I waited. Had lots of opportunities with women but turned it down till I met the person I wanted to sleep with. Am glad I did, it was very special :)

 

Stop worrying about peer pressure so much. You're not at school. Most of those people that had to fit in at school ended up working at wal-mart. Decent women won't even think twice about it. Jaded ones aren't worth it anyway.

Posted

I prefer guys with some relationship and sexual experience in all honesty but that being said, I'd prefer a guy with none over a guy that has had a lot. A guy with a not so colorful past would make me feel a little insecure and I'd be worried about the emotional baggage, not to mention diseases, he came with. Guys that are virgins are no big deal, most of the guys I have dated are virgins or didn't have much dating experience and I found it kind of attractive.

Posted

Personally, I think you should "fake it till you make it". The key is to project confidence, and do whatever you can to AVOID projecting desperation. Cop a bit of a bad-boy attitude or style of dress. Join sports teams, go to events put on by matchmaking outfits. Project that kind of attitude, like you're interested in the girl but if it doesn't work out, hey, no big deal... YOU'RE the prize, not them.
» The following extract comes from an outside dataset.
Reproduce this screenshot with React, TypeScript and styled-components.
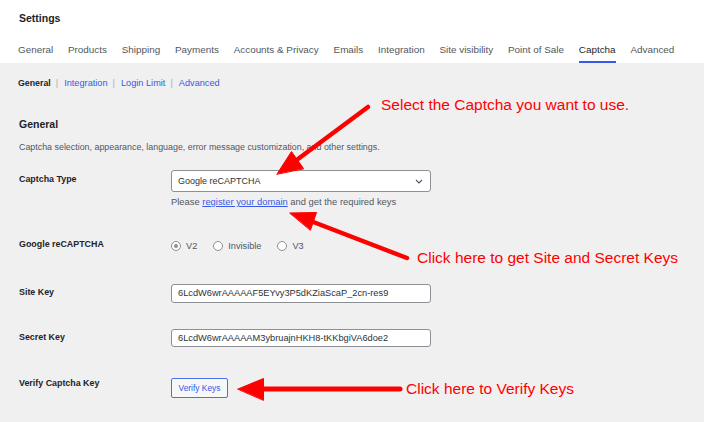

And whatever you do, DON'T admit to being a virgin to any girl you meet, go on a date with, or end up knocking boots with.

 

I was a virgin till I was 20. I met my now-ex-wife at a small gathering of mutual friends. In those days I was fairly stylish (god that was a long time ago...), and seemed like a bit of a rebel (though I wasn't really). Got into a good-natured argument/debate with XW on a topical issue of the day, gave her a lift home, and she was all over me. She was aching to get bizzy but I held her off for a date or two. :) It wasn't until a couple of months into the relationship that I told her she'd been my first and only. Honestly, she was totally surprised to hear that.